▸ **WHAT TO PRODUCE**:
Select all lines with the string "this" in them, and copy those lines.
### RECORDS SUPPLIED
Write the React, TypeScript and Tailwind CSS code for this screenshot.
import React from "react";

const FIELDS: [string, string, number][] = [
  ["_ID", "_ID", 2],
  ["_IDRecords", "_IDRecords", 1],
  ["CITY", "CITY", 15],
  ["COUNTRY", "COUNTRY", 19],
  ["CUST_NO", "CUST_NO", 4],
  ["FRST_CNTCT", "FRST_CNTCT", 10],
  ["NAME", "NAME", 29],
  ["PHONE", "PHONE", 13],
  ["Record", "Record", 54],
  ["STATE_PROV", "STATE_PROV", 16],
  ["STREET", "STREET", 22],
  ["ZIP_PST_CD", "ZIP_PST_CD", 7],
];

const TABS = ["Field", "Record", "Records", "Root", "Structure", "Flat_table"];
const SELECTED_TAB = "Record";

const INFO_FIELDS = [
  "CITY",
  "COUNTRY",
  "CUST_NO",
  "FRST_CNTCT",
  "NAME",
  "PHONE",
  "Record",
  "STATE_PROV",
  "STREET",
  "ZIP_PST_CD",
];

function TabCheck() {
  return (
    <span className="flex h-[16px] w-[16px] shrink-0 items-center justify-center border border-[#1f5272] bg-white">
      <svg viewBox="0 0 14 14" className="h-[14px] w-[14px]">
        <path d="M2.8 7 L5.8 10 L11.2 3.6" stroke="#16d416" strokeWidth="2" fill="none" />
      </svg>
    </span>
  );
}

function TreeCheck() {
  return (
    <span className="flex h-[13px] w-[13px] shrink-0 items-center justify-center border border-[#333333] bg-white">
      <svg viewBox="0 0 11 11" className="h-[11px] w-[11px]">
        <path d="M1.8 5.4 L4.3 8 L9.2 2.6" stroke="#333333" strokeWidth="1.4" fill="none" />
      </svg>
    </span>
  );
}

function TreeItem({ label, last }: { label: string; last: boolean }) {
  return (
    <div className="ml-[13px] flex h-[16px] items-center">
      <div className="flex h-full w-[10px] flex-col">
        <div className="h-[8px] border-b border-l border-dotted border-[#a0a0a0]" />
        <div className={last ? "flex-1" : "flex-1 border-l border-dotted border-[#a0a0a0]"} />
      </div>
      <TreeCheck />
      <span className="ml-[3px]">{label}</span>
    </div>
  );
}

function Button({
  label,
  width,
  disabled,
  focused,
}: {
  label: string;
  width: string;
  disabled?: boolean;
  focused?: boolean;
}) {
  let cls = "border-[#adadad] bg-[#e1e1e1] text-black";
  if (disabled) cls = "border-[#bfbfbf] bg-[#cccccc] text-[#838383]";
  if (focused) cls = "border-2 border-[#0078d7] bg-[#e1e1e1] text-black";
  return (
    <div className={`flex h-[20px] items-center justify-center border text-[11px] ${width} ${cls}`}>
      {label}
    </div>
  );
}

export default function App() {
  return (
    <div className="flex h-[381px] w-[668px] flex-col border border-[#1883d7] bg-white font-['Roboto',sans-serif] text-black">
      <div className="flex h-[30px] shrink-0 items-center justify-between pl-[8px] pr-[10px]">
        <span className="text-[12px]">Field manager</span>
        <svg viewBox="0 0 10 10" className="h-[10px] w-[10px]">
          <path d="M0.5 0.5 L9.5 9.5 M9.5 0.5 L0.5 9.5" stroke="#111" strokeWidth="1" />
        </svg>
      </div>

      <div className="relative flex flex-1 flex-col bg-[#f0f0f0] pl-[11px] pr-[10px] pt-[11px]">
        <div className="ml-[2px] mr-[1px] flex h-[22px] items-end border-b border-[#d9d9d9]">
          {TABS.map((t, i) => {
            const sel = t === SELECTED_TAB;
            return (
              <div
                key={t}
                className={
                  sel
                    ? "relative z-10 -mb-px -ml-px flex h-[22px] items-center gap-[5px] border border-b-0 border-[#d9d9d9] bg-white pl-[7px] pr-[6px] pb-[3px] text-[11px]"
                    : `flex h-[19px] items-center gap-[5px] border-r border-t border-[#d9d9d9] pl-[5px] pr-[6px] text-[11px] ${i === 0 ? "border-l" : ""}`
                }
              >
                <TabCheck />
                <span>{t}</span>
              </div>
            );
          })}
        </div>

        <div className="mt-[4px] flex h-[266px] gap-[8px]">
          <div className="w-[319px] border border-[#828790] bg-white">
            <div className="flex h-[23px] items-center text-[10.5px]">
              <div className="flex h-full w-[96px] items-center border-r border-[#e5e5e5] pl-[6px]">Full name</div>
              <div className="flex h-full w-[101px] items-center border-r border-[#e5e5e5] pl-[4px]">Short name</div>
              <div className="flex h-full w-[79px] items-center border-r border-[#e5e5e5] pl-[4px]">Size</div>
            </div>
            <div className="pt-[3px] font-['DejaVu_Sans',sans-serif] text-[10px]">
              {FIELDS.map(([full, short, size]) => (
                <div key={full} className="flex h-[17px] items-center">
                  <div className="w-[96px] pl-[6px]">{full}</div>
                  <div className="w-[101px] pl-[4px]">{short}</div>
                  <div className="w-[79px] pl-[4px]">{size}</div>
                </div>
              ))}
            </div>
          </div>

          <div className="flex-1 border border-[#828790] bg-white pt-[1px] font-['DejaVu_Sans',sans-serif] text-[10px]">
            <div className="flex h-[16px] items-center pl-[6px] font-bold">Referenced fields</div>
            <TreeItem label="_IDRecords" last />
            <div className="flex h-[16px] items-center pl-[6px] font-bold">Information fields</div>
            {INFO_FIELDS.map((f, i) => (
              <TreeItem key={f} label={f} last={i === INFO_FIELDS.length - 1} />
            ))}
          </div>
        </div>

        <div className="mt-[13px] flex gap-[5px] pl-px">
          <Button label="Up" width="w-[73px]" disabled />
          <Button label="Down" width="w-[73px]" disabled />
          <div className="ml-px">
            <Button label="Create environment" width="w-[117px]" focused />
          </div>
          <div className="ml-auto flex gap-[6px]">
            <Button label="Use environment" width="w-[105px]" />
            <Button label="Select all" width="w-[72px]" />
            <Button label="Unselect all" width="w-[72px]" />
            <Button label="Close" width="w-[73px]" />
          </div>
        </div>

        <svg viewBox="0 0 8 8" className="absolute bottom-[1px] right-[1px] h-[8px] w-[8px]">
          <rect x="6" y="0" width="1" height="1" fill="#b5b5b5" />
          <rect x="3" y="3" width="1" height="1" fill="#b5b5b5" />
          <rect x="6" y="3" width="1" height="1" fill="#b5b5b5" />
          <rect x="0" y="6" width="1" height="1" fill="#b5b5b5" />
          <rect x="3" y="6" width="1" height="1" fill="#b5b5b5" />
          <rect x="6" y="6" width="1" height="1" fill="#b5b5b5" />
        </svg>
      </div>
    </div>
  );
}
######
### RECORDS SUPPLIED
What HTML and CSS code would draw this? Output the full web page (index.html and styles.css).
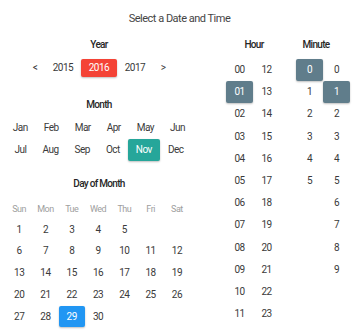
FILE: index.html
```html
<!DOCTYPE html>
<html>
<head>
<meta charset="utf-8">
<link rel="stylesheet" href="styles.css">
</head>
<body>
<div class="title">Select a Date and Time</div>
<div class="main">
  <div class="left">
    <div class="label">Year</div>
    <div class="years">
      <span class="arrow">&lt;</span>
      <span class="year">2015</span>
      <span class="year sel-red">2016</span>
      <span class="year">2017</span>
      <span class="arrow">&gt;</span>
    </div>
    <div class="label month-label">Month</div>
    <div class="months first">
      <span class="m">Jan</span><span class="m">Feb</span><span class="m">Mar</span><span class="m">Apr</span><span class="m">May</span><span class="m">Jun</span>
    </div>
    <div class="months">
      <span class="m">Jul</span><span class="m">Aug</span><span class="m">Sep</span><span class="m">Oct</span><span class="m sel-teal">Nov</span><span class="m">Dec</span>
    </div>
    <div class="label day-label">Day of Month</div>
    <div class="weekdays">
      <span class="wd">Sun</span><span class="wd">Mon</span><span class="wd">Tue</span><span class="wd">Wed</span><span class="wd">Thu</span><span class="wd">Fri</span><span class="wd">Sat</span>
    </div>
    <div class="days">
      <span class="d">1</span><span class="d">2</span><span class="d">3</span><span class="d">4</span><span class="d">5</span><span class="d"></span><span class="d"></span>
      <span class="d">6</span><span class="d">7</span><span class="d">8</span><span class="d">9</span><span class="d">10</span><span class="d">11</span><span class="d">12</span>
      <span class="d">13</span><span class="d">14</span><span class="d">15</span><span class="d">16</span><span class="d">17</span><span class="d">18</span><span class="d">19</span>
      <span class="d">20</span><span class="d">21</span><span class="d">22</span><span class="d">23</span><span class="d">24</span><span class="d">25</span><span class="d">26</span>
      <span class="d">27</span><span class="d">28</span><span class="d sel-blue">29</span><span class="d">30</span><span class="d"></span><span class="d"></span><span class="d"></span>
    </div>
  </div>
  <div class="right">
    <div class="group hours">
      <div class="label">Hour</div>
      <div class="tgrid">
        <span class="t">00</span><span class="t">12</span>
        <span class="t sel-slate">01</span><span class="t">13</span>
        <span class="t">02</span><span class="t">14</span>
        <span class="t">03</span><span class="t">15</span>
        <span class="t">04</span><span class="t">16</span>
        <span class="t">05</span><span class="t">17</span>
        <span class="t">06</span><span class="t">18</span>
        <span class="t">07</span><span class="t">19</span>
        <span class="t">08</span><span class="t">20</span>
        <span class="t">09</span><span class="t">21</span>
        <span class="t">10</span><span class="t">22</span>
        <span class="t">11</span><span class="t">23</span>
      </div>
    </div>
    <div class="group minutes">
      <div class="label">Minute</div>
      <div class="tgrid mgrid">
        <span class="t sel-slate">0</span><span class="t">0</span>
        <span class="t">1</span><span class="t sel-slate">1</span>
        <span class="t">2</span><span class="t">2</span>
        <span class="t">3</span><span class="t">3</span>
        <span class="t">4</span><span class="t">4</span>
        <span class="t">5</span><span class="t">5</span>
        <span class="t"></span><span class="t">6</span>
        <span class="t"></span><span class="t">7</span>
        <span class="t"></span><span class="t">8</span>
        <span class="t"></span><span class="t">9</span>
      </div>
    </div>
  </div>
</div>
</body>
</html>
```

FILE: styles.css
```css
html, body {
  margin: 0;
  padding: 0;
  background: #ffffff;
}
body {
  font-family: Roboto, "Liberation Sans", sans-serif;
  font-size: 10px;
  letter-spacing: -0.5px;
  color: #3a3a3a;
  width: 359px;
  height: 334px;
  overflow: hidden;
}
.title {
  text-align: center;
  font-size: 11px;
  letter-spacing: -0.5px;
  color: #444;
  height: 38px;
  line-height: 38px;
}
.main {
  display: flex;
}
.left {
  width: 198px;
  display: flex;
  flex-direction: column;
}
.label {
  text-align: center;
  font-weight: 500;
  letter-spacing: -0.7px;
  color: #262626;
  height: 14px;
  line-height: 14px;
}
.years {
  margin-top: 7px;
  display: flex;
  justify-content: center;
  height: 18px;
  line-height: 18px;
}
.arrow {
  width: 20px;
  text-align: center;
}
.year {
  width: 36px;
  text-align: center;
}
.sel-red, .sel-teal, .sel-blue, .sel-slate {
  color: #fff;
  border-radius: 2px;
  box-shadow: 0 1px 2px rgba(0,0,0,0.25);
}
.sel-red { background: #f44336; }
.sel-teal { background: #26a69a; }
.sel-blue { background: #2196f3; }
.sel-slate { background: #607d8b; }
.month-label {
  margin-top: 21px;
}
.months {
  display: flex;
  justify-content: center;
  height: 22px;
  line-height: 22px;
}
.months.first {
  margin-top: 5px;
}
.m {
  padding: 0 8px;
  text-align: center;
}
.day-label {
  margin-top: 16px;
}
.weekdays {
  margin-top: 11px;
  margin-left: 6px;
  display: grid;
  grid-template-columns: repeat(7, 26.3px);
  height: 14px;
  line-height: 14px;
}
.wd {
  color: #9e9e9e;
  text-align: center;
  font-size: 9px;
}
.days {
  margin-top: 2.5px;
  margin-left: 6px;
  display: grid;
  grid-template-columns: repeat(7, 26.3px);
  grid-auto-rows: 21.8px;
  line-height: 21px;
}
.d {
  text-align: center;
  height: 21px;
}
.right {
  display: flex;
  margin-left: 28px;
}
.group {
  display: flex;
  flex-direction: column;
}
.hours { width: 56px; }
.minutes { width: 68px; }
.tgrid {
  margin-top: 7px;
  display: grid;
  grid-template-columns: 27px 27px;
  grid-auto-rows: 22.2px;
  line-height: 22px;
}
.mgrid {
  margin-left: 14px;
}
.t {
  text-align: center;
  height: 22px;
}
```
######
▸ **WRITTEN ANSWER**:
Write the React, TypeScript and Tailwind CSS code for this screenshot.
What HTML and CSS code would draw this? Output the full web page (index.html and styles.css).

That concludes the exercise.